What the exercise asks.
Show all lines that include the string "React"; copy each one.

--- Start of Dataset content ---

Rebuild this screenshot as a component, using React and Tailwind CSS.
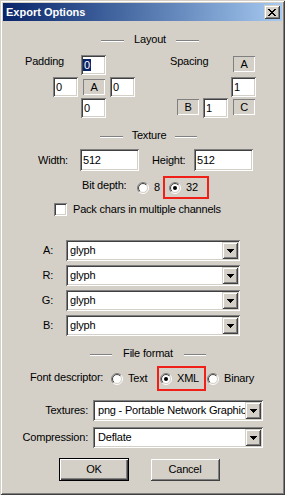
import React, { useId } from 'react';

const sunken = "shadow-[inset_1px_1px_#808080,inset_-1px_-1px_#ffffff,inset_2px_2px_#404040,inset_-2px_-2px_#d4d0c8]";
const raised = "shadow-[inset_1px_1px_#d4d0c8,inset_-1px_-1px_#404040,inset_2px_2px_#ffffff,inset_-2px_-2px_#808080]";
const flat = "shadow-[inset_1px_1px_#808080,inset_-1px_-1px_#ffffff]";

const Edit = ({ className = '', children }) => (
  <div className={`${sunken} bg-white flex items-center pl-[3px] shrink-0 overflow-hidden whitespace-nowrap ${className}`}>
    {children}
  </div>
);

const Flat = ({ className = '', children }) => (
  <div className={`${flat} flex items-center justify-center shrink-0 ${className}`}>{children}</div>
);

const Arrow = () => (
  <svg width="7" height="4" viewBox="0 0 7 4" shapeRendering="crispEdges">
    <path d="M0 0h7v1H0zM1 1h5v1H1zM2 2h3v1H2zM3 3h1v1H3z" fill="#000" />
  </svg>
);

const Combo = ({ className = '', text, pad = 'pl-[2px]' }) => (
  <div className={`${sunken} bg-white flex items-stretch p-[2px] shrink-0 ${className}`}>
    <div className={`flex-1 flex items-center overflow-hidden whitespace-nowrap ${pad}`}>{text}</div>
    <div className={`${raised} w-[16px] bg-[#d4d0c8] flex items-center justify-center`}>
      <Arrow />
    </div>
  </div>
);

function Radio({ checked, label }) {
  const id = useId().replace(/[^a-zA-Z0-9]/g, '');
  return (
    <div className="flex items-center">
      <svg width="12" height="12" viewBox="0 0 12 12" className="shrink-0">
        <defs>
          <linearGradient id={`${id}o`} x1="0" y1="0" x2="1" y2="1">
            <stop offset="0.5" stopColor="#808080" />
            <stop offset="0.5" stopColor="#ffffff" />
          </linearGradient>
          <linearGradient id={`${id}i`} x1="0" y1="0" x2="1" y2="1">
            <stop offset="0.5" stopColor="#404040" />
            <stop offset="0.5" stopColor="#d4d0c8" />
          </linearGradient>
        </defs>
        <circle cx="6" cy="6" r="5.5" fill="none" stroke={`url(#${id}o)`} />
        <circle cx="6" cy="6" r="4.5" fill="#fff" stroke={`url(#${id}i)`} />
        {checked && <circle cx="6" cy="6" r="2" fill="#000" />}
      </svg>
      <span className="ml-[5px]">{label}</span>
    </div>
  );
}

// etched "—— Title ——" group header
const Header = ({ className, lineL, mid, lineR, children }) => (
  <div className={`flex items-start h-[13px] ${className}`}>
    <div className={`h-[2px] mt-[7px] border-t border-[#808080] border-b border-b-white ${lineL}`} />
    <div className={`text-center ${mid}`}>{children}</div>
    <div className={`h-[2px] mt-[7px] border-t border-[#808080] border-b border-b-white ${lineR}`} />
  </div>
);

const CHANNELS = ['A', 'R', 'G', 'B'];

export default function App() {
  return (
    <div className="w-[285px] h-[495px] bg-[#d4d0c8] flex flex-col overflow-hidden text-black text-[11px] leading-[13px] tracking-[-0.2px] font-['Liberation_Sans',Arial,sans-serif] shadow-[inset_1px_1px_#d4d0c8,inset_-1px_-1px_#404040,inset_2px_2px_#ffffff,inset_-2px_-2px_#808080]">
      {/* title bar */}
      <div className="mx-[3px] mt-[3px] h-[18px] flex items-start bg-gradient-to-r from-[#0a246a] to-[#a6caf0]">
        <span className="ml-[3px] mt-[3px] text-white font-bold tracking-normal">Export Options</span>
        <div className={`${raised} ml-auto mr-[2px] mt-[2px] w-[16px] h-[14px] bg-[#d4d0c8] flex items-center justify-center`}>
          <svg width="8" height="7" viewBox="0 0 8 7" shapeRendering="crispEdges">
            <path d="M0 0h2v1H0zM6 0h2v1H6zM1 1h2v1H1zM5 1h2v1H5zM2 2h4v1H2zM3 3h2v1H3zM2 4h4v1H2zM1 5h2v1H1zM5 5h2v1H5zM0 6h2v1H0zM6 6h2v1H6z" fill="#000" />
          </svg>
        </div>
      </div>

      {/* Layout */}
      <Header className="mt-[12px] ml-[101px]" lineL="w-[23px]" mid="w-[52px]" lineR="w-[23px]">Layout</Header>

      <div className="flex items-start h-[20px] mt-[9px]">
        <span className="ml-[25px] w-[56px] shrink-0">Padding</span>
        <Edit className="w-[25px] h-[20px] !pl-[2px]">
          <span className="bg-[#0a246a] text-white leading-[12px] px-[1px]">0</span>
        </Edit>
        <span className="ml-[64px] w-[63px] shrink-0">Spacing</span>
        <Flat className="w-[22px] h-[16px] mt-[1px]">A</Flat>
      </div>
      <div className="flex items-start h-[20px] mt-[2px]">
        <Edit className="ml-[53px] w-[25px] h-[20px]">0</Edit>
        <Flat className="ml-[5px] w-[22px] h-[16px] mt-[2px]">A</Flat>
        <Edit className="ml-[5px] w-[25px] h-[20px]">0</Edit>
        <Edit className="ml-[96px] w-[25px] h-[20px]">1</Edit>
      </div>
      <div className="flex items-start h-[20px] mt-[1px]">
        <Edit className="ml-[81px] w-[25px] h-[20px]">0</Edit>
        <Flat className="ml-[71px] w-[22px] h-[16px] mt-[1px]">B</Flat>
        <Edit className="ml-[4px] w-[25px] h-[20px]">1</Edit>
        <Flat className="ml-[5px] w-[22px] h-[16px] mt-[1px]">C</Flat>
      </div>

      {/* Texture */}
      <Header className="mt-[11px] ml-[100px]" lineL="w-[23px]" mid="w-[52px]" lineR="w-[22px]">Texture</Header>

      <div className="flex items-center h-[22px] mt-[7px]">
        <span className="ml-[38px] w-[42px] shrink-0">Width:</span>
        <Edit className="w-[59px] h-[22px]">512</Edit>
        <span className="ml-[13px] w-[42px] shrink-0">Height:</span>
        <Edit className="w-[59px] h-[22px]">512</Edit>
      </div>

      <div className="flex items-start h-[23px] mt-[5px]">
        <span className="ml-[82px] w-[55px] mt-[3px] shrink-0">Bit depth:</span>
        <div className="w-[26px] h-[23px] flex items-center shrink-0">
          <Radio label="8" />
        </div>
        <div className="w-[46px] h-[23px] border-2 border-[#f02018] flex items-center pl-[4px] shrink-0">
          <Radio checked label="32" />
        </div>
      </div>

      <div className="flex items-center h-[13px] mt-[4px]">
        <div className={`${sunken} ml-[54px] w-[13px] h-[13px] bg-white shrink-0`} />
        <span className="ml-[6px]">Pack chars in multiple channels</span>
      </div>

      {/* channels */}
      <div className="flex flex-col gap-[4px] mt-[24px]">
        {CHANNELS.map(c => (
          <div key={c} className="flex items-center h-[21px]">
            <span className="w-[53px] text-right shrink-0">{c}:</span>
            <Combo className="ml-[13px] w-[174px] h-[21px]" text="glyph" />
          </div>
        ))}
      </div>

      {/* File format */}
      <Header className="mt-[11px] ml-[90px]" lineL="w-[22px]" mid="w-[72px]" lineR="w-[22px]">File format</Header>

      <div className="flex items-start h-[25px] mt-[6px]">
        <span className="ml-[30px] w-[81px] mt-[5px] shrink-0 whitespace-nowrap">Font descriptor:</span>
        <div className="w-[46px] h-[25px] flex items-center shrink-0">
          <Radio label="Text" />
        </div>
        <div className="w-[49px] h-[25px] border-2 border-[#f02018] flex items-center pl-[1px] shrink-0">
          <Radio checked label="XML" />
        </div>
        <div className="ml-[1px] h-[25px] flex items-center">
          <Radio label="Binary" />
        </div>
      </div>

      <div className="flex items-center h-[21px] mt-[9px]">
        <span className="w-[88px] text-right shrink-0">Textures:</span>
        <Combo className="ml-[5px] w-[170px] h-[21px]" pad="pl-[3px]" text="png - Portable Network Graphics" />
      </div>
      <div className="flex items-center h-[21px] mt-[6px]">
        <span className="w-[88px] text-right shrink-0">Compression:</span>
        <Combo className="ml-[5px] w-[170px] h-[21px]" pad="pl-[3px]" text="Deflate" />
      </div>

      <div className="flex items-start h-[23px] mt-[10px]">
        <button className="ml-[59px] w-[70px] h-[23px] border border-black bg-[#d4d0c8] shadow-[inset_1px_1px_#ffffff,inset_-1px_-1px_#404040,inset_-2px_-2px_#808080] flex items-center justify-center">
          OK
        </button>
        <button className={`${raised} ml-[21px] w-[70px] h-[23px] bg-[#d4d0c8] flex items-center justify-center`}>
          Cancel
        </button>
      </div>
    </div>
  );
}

--- End of Dataset content ---

Task solution.
Rebuild this screenshot as a component, using React and Tailwind CSS.
import React, { useId } from 'react';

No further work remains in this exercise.